Non è un caso che a muoversi siano i vescovi. Perché, come ha sottolineato il cardinale Angelo De Donatis, vicario del Papa per la Diocesi di Roma, «nelle parrocchie e nei centri di ascolto, tra gli insegnanti delle scuole e negli sportelli delle Fondazioni antiusura, si ascoltano i patimenti, le richieste di aiuto, la disperazione, la sensazione di impotenza». Si ascoltano storie di drammi individuali e familiari, di lavoro perso, attività commerciali svendute, vite disastrate, famiglie sconvolte, reati subiti e commessi, suicidi. « L’azzardo è una piaga che genera mille rivoli, una droga», hanno denunciato i vescovi del Lazio. È «indebolire la legalità e sfavorire la giustizia e la giustizia sociale
in particolare», hanno scritto i vescovi calabresi. Gli uni e gli altri, oltre a denunciare gli affari dell’azzardo e i gravissimi danni provocati, si rivolgono alla politica, e in particolare a quella regionale.
Sia il Lazio sia la Calabria, infatti, hanno approvato o si apprestano ad approvare norme che peggiorano gravemente le leggi regionali che provano a contrastare l’azzardo. Non le uniche perché sono ben 8 le regioni che hanno fatto questa pericolosa “marcia indietro”. È uno dei motivi per cui i pastori del Lazio e della Calabria, con voce chiara, lanciano un forte appello a rivedere tali scelte. E nel caso del Lazio, si rivolgono anche ai sindaci, affinché intervengano per «porre degli argini alle gravi conseguenze connesse al gioco d’azzardo». Il rischio, scrivono i vescovi calabresi, è quello di fare un «regalo di Natale ai cittadini calabresi, alle loro famiglie, alle comunità di una regione che lotta ogni giorno per la legalità e contro l’oppressione della criminalità organizzata». E non solo in Calabria, visto che ormai ogni inchiesta sulle mafie tocca anche affari sull’azzardo.

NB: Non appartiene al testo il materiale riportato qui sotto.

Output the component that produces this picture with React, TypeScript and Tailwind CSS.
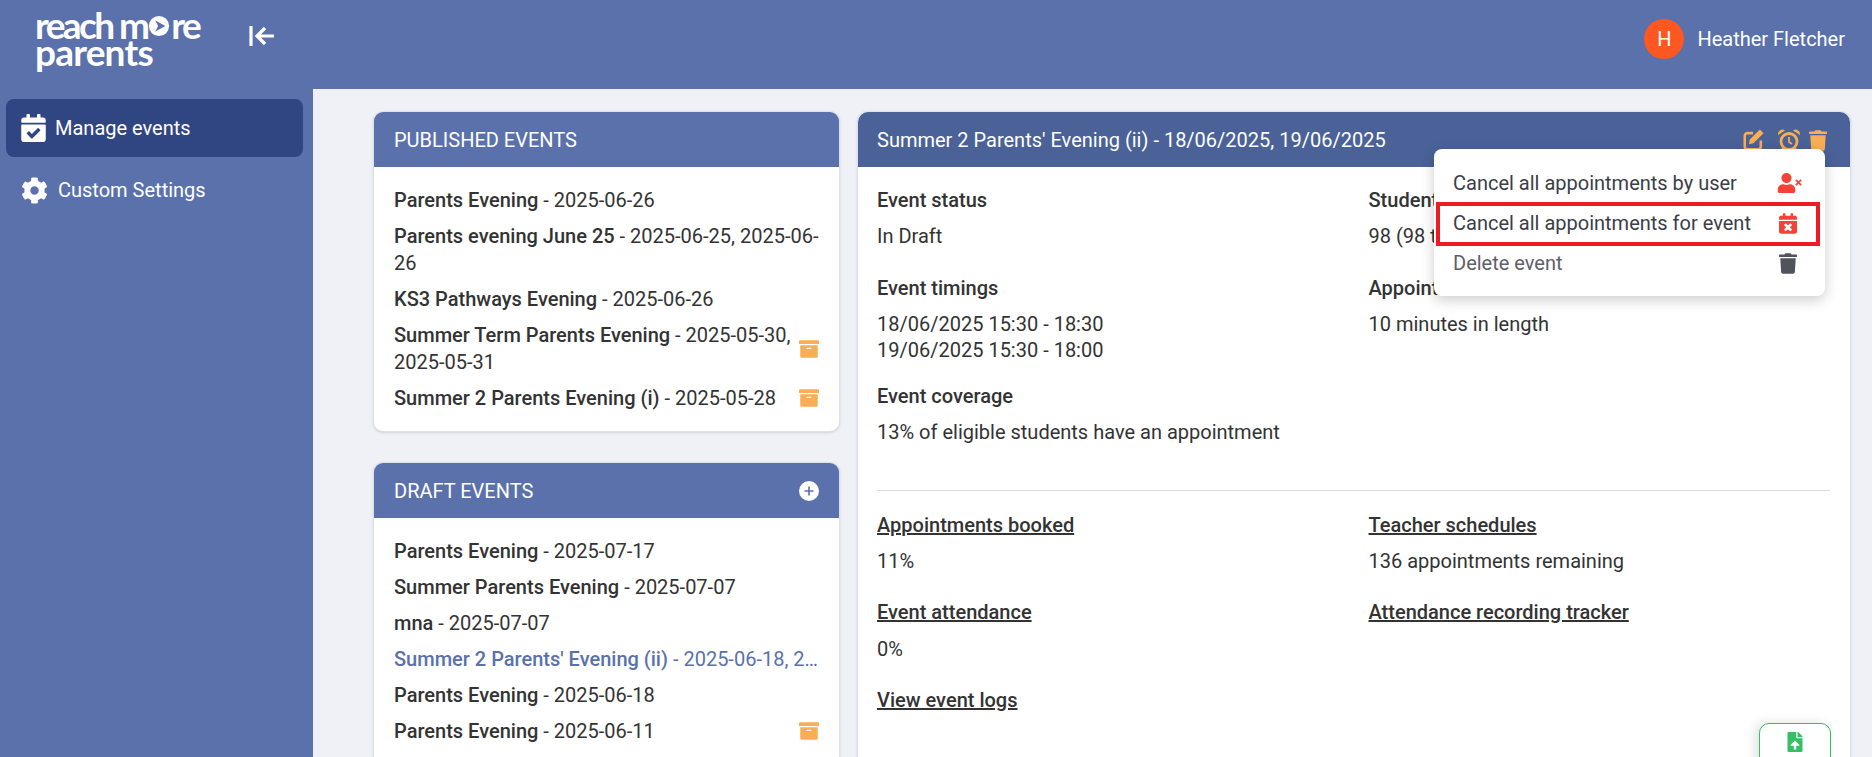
import { ReactNode } from "react";
import { FaArchive, FaCalendarCheck, FaCalendarTimes, FaCog, FaFileUpload, FaTrash, FaUser } from "react-icons/fa";

interface EventRow {
  name: string;
  dates: string;
  archived?: boolean;
  active?: boolean;
}

const published: EventRow[] = [
  { name: "Parents Evening", dates: "2025-06-26" },
  { name: "Parents evening June 25", dates: "2025-06-25, 2025-06-26" },
  { name: "KS3 Pathways Evening", dates: "2025-06-26" },
  { name: "Summer Term Parents Evening", dates: "2025-05-30, 2025-05-31", archived: true },
  { name: "Summer 2 Parents Evening (i)", dates: "2025-05-28", archived: true },
];

const drafts: EventRow[] = [
  { name: "Parents Evening", dates: "2025-07-17" },
  { name: "Summer Parents Evening", dates: "2025-07-07" },
  { name: "mna", dates: "2025-07-07" },
  { name: "Summer 2 Parents' Evening (ii)", dates: "2025-06-18, 2025-06-19", active: true },
  { name: "Parents Evening", dates: "2025-06-18" },
  { name: "Parents Evening", dates: "2025-06-11", archived: true },
];

function Logo() {
  return (
    <div className="text-white font-bold text-[37px] leading-[27px] [font-family:Lato,sans-serif]">
      <div className="flex items-end tracking-[-2.6px]">
        reach m
        <svg viewBox="0 0 24 24" className="w-[22px] h-[22px] mb-[1px] mx-[1px] shrink-0">
          <path
            fillRule="evenodd"
            fill="#fff"
            d="M12 1a11 11 0 1 0 0 22a11 11 0 0 0 0-22zM8 6l11 6l-11 6l3-6z"
          />
        </svg>
        re
      </div>
      <div className="tracking-[-0.8px]">parents</div>
    </div>
  );
}

function EditIcon() {
  return (
    <svg viewBox="0 0 24 24" className="w-[22px] h-[22px]" fill="none" stroke="currentColor" strokeWidth="2.8">
      <path d="M12 4.5H6a3 3 0 0 0-3 3V19a3 3 0 0 0 3 3h11.5a3 3 0 0 0 3-3v-6.5" />
      <path fill="currentColor" stroke="none" d="M19.5 0.5l4 4L12.5 15.5l-5 1l1-5z" />
    </svg>
  );
}

function AlarmIcon() {
  return (
    <svg viewBox="0 0 24 24" className="w-6 h-6" fill="none" stroke="currentColor">
      <circle cx="12" cy="13.5" r="8" strokeWidth="2.8" />
      <path strokeWidth="1.8" d="M12 9v5l3 2" />
      <path fill="currentColor" stroke="none" d="M1 7a4.5 4.5 0 0 1 7-4.5zM23 7a4.5 4.5 0 0 0-7-4.5z" />
      <path strokeWidth="2.4" d="M6.5 20l-2 3M17.5 20l2 3" />
    </svg>
  );
}

function PlusIcon() {
  return (
    <svg viewBox="0 0 20 20" className="w-5 h-5">
      <circle cx="10" cy="10" r="10" fill="#fff" />
      <path d="M10 5.5v9M5.5 10h9" stroke="#5a71ac" strokeWidth="1.6" />
    </svg>
  );
}

function UserCancelIcon() {
  return (
    <span className="relative w-[25px] h-5">
      <FaUser className="w-[19px] h-[20px] text-[#f44336]" />
      <svg viewBox="0 0 8 8" className="absolute right-0 top-[6px] w-[7px] h-[7px]" stroke="#f44336" strokeWidth="2">
        <path d="M1 1l6 6M7 1l-6 6" />
      </svg>
    </span>
  );
}

function EventList({ rows }: { rows: EventRow[] }) {
  return (
    <div className="px-5 py-[15px]">
      {rows.map((row, i) => (
        <div
          key={i}
          className={`flex items-center justify-between gap-2 py-[4.5px] ${row.active ? "text-[#5a71ac]" : "text-[#333333]"}`}
        >
          <div className={row.active ? "truncate" : ""}>
            <span className="font-medium">{row.name}</span> - {row.dates}
          </div>
          {row.archived && <FaArchive className="w-5 h-5 shrink-0 text-[#f9ad55]" />}
        </div>
      ))}
    </div>
  );
}

function Card({ children }: { children: ReactNode }) {
  return (
    <div className="shrink-0 bg-white rounded-[10px] border border-[#dfe1e8] overflow-hidden shadow-sm">{children}</div>
  );
}

function Field({ label, children, className = "" }: { label: string; children?: ReactNode; className?: string }) {
  return (
    <div className={className}>
      <div className="font-medium">{label}</div>
      {children && <div className="mt-[9px]">{children}</div>}
    </div>
  );
}

function LinkField({ label, children }: { label: string; children?: ReactNode }) {
  return (
    <div>
      <div className="font-medium underline">{label}</div>
      {children && <div className="mt-[9px]">{children}</div>}
    </div>
  );
}

function ActionsMenu() {
  return (
    <div className="absolute left-[576px] top-[37px] w-[391px] h-[147px] bg-white rounded-lg shadow-[0_4px_14px_rgba(0,0,0,0.2)] py-[14px] text-[#3b3e47]">
      <div className="flex items-center justify-between h-10 pl-[19px] pr-[23px]">
        Cancel all appointments by user
        <UserCancelIcon />
      </div>
      <div className="flex items-center justify-between h-10 pl-[19px] pr-[28px]">
        Cancel all appointments for event
        <FaCalendarTimes className="w-[18px] h-[21px] text-[#f44336]" />
      </div>
      <div className="flex items-center justify-between h-10 pl-[19px] pr-[28px] text-[#5d6068]">
        Delete event
        <FaTrash className="w-[18px] h-[21px] text-[#50525c]" />
      </div>
      {/* red annotation box from the screenshot */}
      <div className="absolute left-[2px] top-[53px] w-[384px] h-[44px] border-4 border-[#ed1c24]" />
    </div>
  );
}

export default function App() {
  return (
    <div className="h-[757px] overflow-hidden flex flex-col bg-[#f0f1f6] text-[20px] leading-[27px] [font-family:Roboto,sans-serif]">
      <header className="h-[89px] shrink-0 bg-[#5a71ac] flex justify-between pr-[27px]">
        <div className="flex items-start">
          <div className="ml-[35px] mt-[11px] w-[214px]">
            <Logo />
          </div>
          <svg viewBox="0 0 26 22" className="mt-[25px] w-[26px] h-[22px]" fill="none" stroke="#fff" strokeWidth="3.2">
            <path d="M2 1v20" />
            <path d="M25 11H9M16 3l-8 8l8 8" />
          </svg>
        </div>
        <div className="flex items-center gap-[13px] pb-[11px] text-white">
          <div className="w-10 h-10 rounded-full bg-[#ff5722] flex items-center justify-center">H</div>
          Heather Fletcher
        </div>
      </header>

      <div className="flex flex-1 min-h-0">
        <aside className="w-[313px] shrink-0 bg-[#5a71ac] text-white pl-[6px] pr-[10px] pt-[10px]">
          <div className="h-[58px] flex items-center gap-[9px] pl-[15px] bg-[#304683] rounded-lg">
            <FaCalendarCheck className="w-[25px] h-[28px]" />
            Manage events
          </div>
          <div className="h-[58px] mt-[4px] flex items-center gap-[10px] pl-[15px]">
            <FaCog className="w-[27px] h-[27px]" />
            Custom Settings
          </div>
        </aside>

        <main className="flex-1 min-w-0 flex gap-[17px] pt-[22px] pl-[60px] pr-[21px]">
          <div className="w-[467px] shrink-0 flex flex-col gap-[30px]">
            <Card>
              <div className="h-[55px] bg-[#5a71ac] text-white flex items-center px-5 pt-px">PUBLISHED EVENTS</div>
              <EventList rows={published} />
            </Card>
            <Card>
              <div className="h-[55px] bg-[#5a71ac] text-white flex items-center justify-between px-5 pt-px">
                DRAFT EVENTS
                <PlusIcon />
              </div>
              <EventList rows={drafts} />
            </Card>
          </div>

          <div className="relative flex-1 min-w-0 self-start h-[800px] bg-white rounded-[10px] border border-[#dfe1e8] shadow-sm text-[#333333]">
            <div className="h-[55px] bg-[#4a6298] rounded-t-[10px] text-white flex items-center justify-between pl-[19px] pr-[23px] pt-px">
              Summer 2 Parents' Evening (ii) - 18/06/2025, 19/06/2025
              <div className="flex items-center gap-[10px] text-[#f9ad55]">
                <EditIcon />
                <span className="ml-[3px] -mr-[2px]">
                  <AlarmIcon />
                </span>
                <FaTrash className="w-[18px] h-[21px]" />
              </div>
            </div>

            <div className="pl-[19px] pr-5 pt-5">
              <div className="grid grid-cols-2 gap-x-[30px]">
                <div>
                  <Field label="Event status">In Draft</Field>
                  <Field label="Event timings" className="mt-[25px]">
                    <div className="leading-[26px]">
                      18/06/2025 15:30 - 18:30
                      <br />
                      19/06/2025 15:30 - 18:00
                    </div>
                  </Field>
                  <Field label="Event coverage" className="mt-5">
                    13% of eligible students have an appointment
                  </Field>
                </div>
                <div>
                  <Field label="Students">98 (98 total)</Field>
                  <Field label="Appointments" className="mt-[25px]">
                    10 minutes in length
                  </Field>
                </div>
              </div>

              <div className="mt-[44px] border-t border-[#d9dbe2]" />

              <div className="grid grid-cols-2 gap-x-[30px] mt-[21px]">
                <LinkField label="Appointments booked">11%</LinkField>
                <LinkField label="Teacher schedules">136 appointments remaining</LinkField>
              </div>
              <div className="grid grid-cols-2 gap-x-[30px] mt-6">
                <LinkField label="Event attendance">
                  <div className="pt-px">0%</div>
                </LinkField>
                <LinkField label="Attendance recording tracker" />
              </div>
              <div className="mt-6">
                <LinkField label="View event logs" />
              </div>
            </div>

            <ActionsMenu />

            <div className="absolute left-[901px] top-[611px] w-[72px] h-[60px] bg-white border border-[#34c164] rounded-t-[10px] shadow-[-4px_0_12px_rgba(0,0,0,0.12)] flex justify-center pt-[8px]">
              <FaFileUpload className="w-[16px] h-[20px] text-[#34c164]" />
            </div>
          </div>
        </main>
      </div>
    </div>
  );
}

La scelta di allentare i controlli, di «annacquare le norme» (sono parole del cardinale De Donatis), non è solo un regalo alle mafie, ma un duro colpo alle persone più fragili e alle loro famiglie. Per difendere cosa?
Sicuramente i ricchi affari delle lobby dell’azzardo, ma anche le entrate dello Stato che quest’anno stanno crescendo del 26,8% e alla fine dell’anno supereranno i 12 miliardi. «Una tassa sui poveri per fare cassa», tornano a denunciare i vescovi. Perché l’azzardo costa in termini di degrado personale e sociale. Tanto, troppo. Per questo alzano la voce. La lotta al gioco d’azzardo e all’azzardopatia «non è un gioco e non può essere un azzardo». Una denuncia che nasce dall’esperienza di una Chiesa che da anni e anni soccorre chi finisce nel tunnel dell’azzardo. Una denuncia fatta nel modo più autorevole e documentato.
Parole forti di chi tocca con mano i drammi dell’azzardo. E da tempo si “sporca le mani” anche su questo fronte. E sa che non si può e non si deve tacere. La politica, locale e nazionale, deve una risposta. Troppo facile creare drammatici problemi per incassare la scandalosa «tassa sui poveri » generata dall’azzardo, tanto poi ci sono la Chiesa e volontari credenti e laici ad accogliere e soccorrere usurati, sofferenti e giocatori compulsivi. Questo impegno non verrà mai meno. Ma non è meglio lavorare insieme per evitarli questi problemi?